‘Georgetown, Texas, is home to the oldest university in the Lone Star State and is affectionately called the “red poppy capital” of Texas. It will soon add another accolade to the mix: the state’s first city-owned utility to run on 100 percent renewable energy.
Last Wednesday, the city announced a 25-year contract with SunEdison to buy 150 megawatts of solar energy. In order to supply the power, SunEdison will build a solar farm in West Texas. The solar will complement a deal Georgetown signed last year with EFD Renewables for 144 MW of wind power from its West Texas wind farm through 2039.

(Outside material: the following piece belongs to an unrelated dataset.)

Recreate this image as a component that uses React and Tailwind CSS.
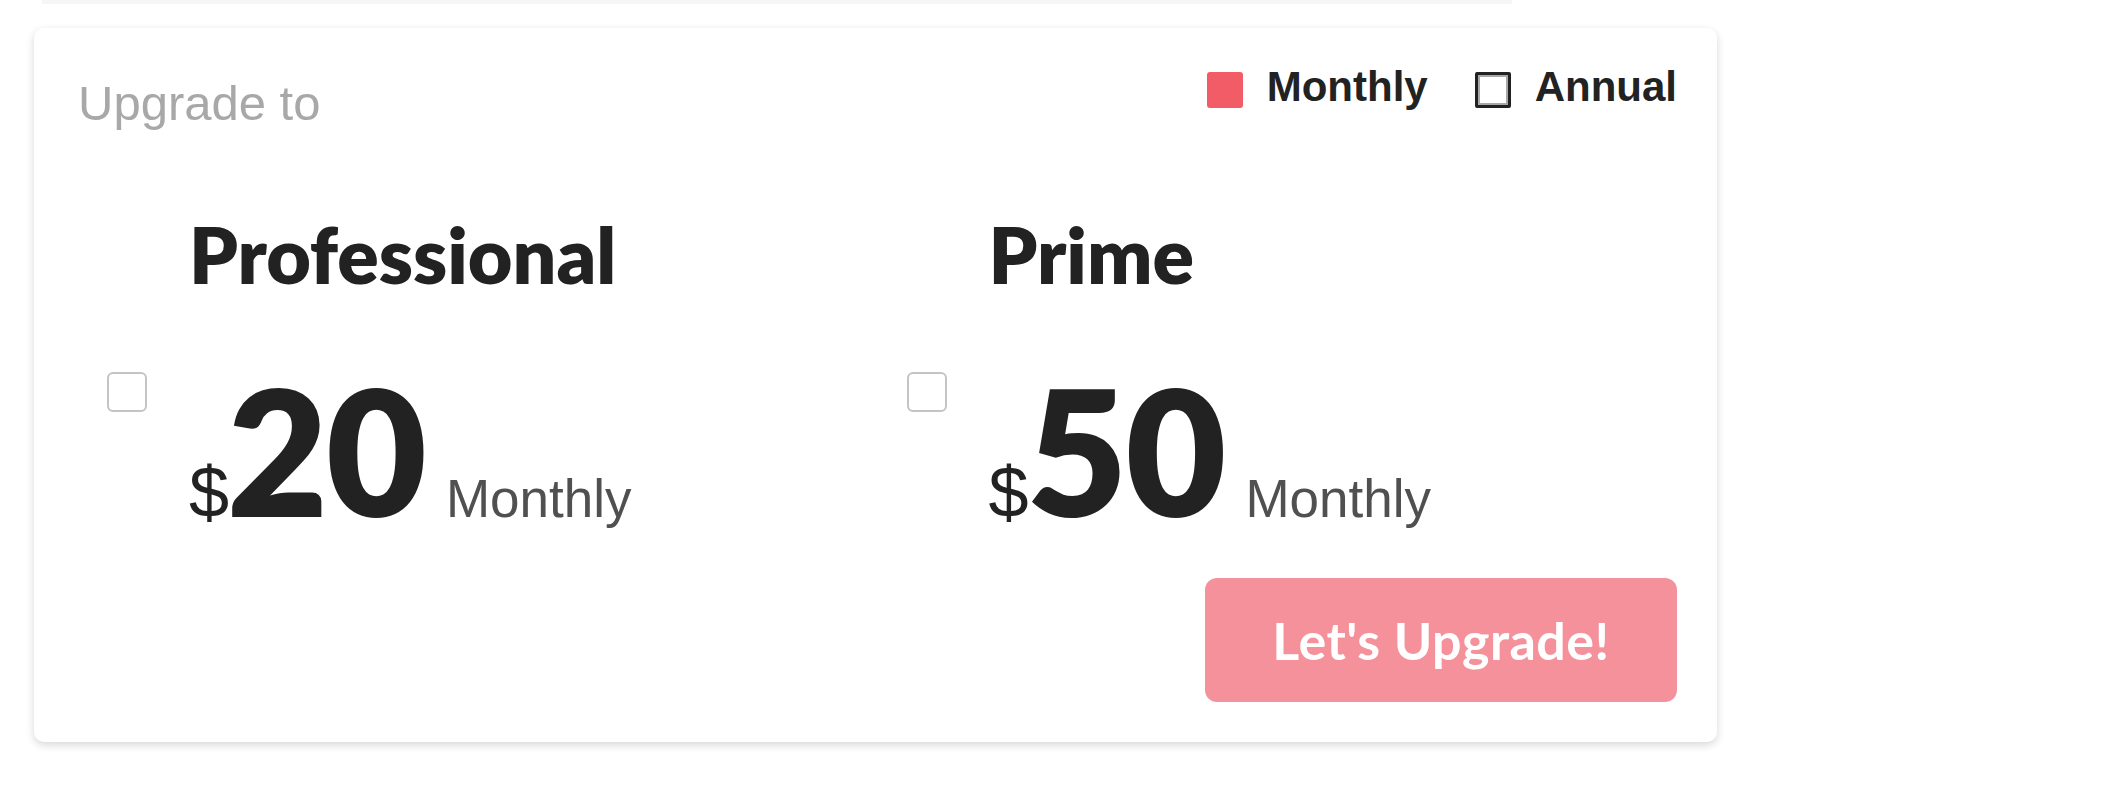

Between the two sources, the city of about 50,000 people will have more than enough power even with projected population growth, said Keith Hutchinson, a spokesman for the city.
When it came down to it, Hutchinson said the price was right for renewable power.

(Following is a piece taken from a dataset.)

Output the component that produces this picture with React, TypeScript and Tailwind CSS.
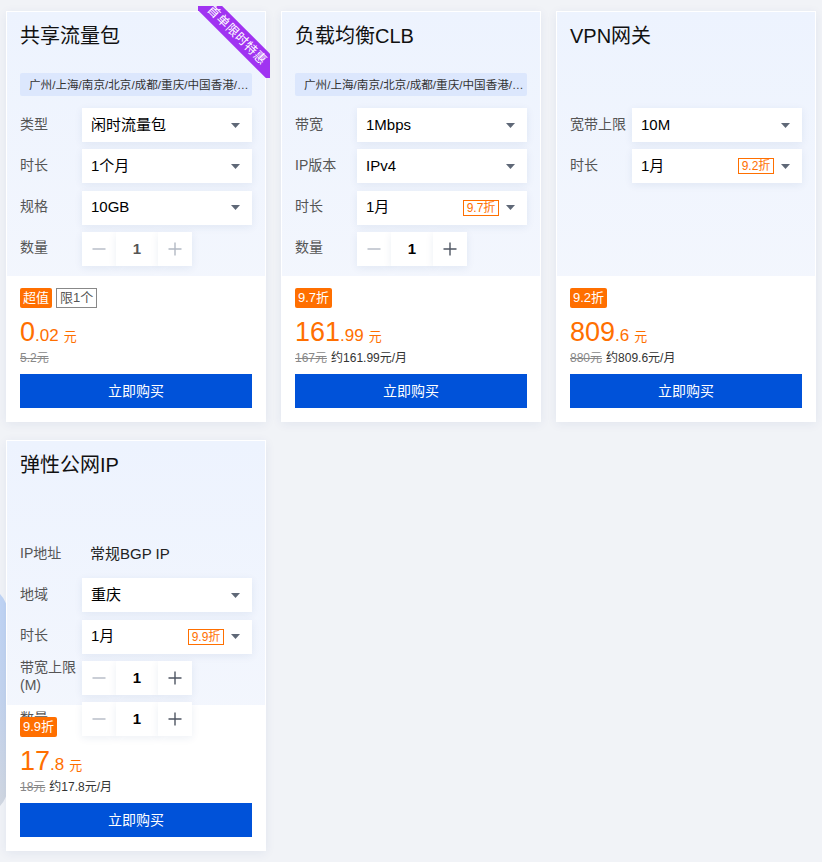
import type { ReactNode } from 'react';

type Row =
  | { kind: 'select'; label: ReactNode; value: string; tag?: string }
  | { kind: 'stepper'; label: ReactNode; disabled?: boolean }
  | { kind: 'text'; label: ReactNode; value: string };

type Product = {
  title: string;
  region?: string;
  ribbon?: boolean;
  rows: Row[];
  badges: { text: string; outline?: boolean }[];
  price: [string, string];
  original: string;
  monthly?: string;
};

const REGION = '广州/上海/南京/北京/成都/重庆/中国香港/新加坡/硅谷/法兰克福';

const products: Product[] = [
  {
    title: '共享流量包',
    region: REGION,
    ribbon: true,
    rows: [
      { kind: 'select', label: '类型', value: '闲时流量包' },
      { kind: 'select', label: '时长', value: '1个月' },
      { kind: 'select', label: '规格', value: '10GB' },
      { kind: 'stepper', label: '数量', disabled: true },
    ],
    badges: [{ text: '超值' }, { text: '限1个', outline: true }],
    price: ['0', '.02'],
    original: '5.2元',
  },
  {
    title: '负载均衡CLB',
    region: REGION,
    rows: [
      { kind: 'select', label: '带宽', value: '1Mbps' },
      { kind: 'select', label: 'IP版本', value: 'IPv4' },
      { kind: 'select', label: '时长', value: '1月', tag: '9.7折' },
      { kind: 'stepper', label: '数量' },
    ],
    badges: [{ text: '9.7折' }],
    price: ['161', '.99'],
    original: '167元',
    monthly: '约161.99元/月',
  },
  {
    title: 'VPN网关',
    rows: [
      { kind: 'select', label: '宽带上限', value: '10M' },
      { kind: 'select', label: '时长', value: '1月', tag: '9.2折' },
    ],
    badges: [{ text: '9.2折' }],
    price: ['809', '.6'],
    original: '880元',
    monthly: '约809.6元/月',
  },
  {
    title: '弹性公网IP',
    rows: [
      { kind: 'text', label: 'IP地址', value: '常规BGP IP' },
      { kind: 'select', label: '地域', value: '重庆' },
      { kind: 'select', label: '时长', value: '1月', tag: '9.9折' },
      {
        kind: 'stepper',
        label: (
          <>
            带宽上限
            <br />
            (M)
          </>
        ),
      },
      { kind: 'stepper', label: '数量' },
    ],
    badges: [{ text: '9.9折' }],
    price: ['17', '.8'],
    original: '18元',
    monthly: '约17.8元/月',
  },
];

const boxShadow = 'shadow-[0_2px_8px_rgba(30,60,130,0.08)]';

function Caret() {
  return (
    <svg width="9" height="5" viewBox="0 0 9 5" className="shrink-0">
      <path d="M0 0h9L4.5 5z" fill="#5f6877" />
    </svg>
  );
}

function Stepper({ disabled }: { disabled?: boolean }) {
  const plusColor = disabled ? '#b3b9c4' : '#4f5663';
  return (
    <div className="flex h-[34px]">
      <div className={`flex w-[34px] items-center justify-center bg-white ${boxShadow}`}>
        <svg width="16" height="16" viewBox="0 0 16 16">
          <path d="M1.5 8h13" stroke="#b3b9c4" strokeWidth="1.4" />
        </svg>
      </div>
      <div
        className={`flex w-[42px] items-center justify-center bg-white text-[15px] font-bold ${boxShadow} ${
          disabled ? 'text-[#555]' : 'text-black'
        }`}
      >
        1
      </div>
      <div className={`flex w-[34px] items-center justify-center bg-white ${boxShadow}`}>
        <svg width="16" height="16" viewBox="0 0 16 16">
          <path d="M1.5 8h13M8 1.5v13" stroke={plusColor} strokeWidth="1.4" />
        </svg>
      </div>
    </div>
  );
}

function FormRow({ row }: { row: Row }) {
  return (
    <div className="flex h-[34px] items-center">
      <div className="w-[62px] shrink-0 pb-[3px] text-[14px] leading-[18px] text-[#555]">{row.label}</div>
      {row.kind === 'select' && (
        <div className={`flex h-[34px] w-[170px] items-center bg-white pl-[9px] pr-[12px] ${boxShadow}`}>
          <span className="flex-1 text-[15px] text-black">{row.value}</span>
          {row.tag && (
            <span className="mr-[7px] flex h-[16px] w-[36px] items-center justify-center border border-[#ff6f00] text-[12px] leading-none text-[#ff6f00]">
              {row.tag}
            </span>
          )}
          <Caret />
        </div>
      )}
      {row.kind === 'stepper' && <Stepper disabled={row.disabled} />}
      {row.kind === 'text' && <div className="pl-[8px] text-[15px] text-[#222]">{row.value}</div>}
    </div>
  );
}

function Ribbon() {
  return (
    <div className="absolute -right-[5px] -top-[6px] z-30 h-[72px] w-[72px] overflow-hidden">
      <div className="absolute left-[-17px] top-[19px] flex h-[20px] w-[112px] rotate-45 items-center justify-center bg-[#a033f1] text-[12.5px] leading-none tracking-[0.5px] text-white">
        首单限时特惠
      </div>
    </div>
  );
}

function Card({ p }: { p: Product }) {
  return (
    <div className="relative h-[411px] w-[260px] border border-white bg-gradient-to-b from-[#edf3fe] to-[#f6f8fd] shadow-[0_2px_10px_rgba(30,60,130,0.07)]">
      {p.ribbon && <Ribbon />}
      <div className="absolute bottom-0 left-0 right-0 h-[145px] bg-white" />
      <div className="relative z-10 px-[13px] pt-[10px]">
        <div className="h-[28px] text-[20px] leading-[28px] text-[#111]">{p.title}</div>
        <div className="mt-[23px] h-[23px]">
          {p.region && (
            <div className="overflow-hidden text-ellipsis whitespace-nowrap rounded-[2px] bg-[#dce7fd] pl-[9px] pr-[2px] text-[11.6px] leading-[23px] text-[#333]">
              {p.region}
            </div>
          )}
        </div>
        <div className="mt-[12px] flex flex-col gap-[7.3px]">
          {p.rows.map((r, i) => (
            <FormRow key={i} row={r} />
          ))}
        </div>
      </div>
      <div className="absolute bottom-0 left-0 right-0 z-20 h-[145px] px-[13px] pb-[13px] pt-[12px]">
        <div className="flex h-[20px] gap-[4px]">
          {p.badges.map((b) =>
            b.outline ? (
              <span
                key={b.text}
                className="flex h-[20px] items-center border border-[#888] bg-white px-[3px] text-[13px] text-[#555]"
              >
                {b.text}
              </span>
            ) : (
              <span
                key={b.text}
                className="flex h-[20px] items-center rounded-[2px] bg-[#ff6f00] px-[3px] text-[13px] text-white"
              >
                {b.text}
              </span>
            )
          )}
        </div>
        <div className="mt-[9px] flex h-[30px] items-baseline leading-[30px] text-[#ff6f00]">
          <span className="text-[27px]">{p.price[0]}</span>
          <span className="text-[17px]">{p.price[1]}</span>
          <span className="ml-[5px] text-[13px]">元</span>
        </div>
        <div className="mt-[3px] flex h-[16px] items-center gap-[4px] text-[12px] leading-[16px]">
          <span className="text-[#888] line-through">{p.original}</span>
          {p.monthly && <span className="text-[#333]">{p.monthly}</span>}
        </div>
        <button className="mt-[8px] flex h-[34px] w-full items-center justify-center bg-[#0052d9] text-[14px] text-white">
          立即购买
        </button>
      </div>
    </div>
  );
}

export default function App() {
  return (
    <div
      className="relative min-h-[862px] w-[822px] overflow-hidden bg-[#f1f3f7] pl-[6px] pt-[11px]"
      style={{ fontFamily: '"Liberation Sans", "Noto Sans CJK SC", sans-serif' }}
    >
      <div className="absolute left-[-50px] top-[585px] h-[230px] w-[58px] rounded-full bg-gradient-to-b from-[#bfd4f5] via-[#c4d4ee] to-[#d3d8e0]" />
      <div className="relative grid grid-cols-[260px_260px_260px] gap-x-[15px] gap-y-[18px]">
        {products.map((p) => (
          <Card key={p.title} p={p} />
        ))}
      </div>
    </div>
  );
}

“With renewables, you avoid the price volatility of fossil fuels,” he said. “We’ve certainly seen plenty of volatility in the price of natural gas and gasoline. This removes that uncertainty and locks in a long-term low cost.”
Georgetown is the latest city to join the renewables quest, which has been slowly growing across the country.
Technological innovations have dropped the price of wind and solar in some markets to be not only competitive with traditional fossil fuel power generation, but sometimes less expensive, said Malcolm Woolf, senior vice president of policy and government affairs for Advanced Energy Economy. In many other places, renewables are gaining ground quickly. Coupled with increased transmission infrastructure, favourable policies, subsidies, and renewable energy goals in states and cities, it’s becoming more common to see wind, solar, hydropower and biomass use.
By 2017, more than 13,000 MW of new wind energy capacity is expected to come online in the United States (ClimateWire, March 17). Solar grew 39 percent in 2014, according to the AEE 2015 Market Report.
As states consider cutting emissions 30 percent by 2030 under EPA’s Clean Power Plan, renewable energy is increasingly becoming part of the conversation, as well.’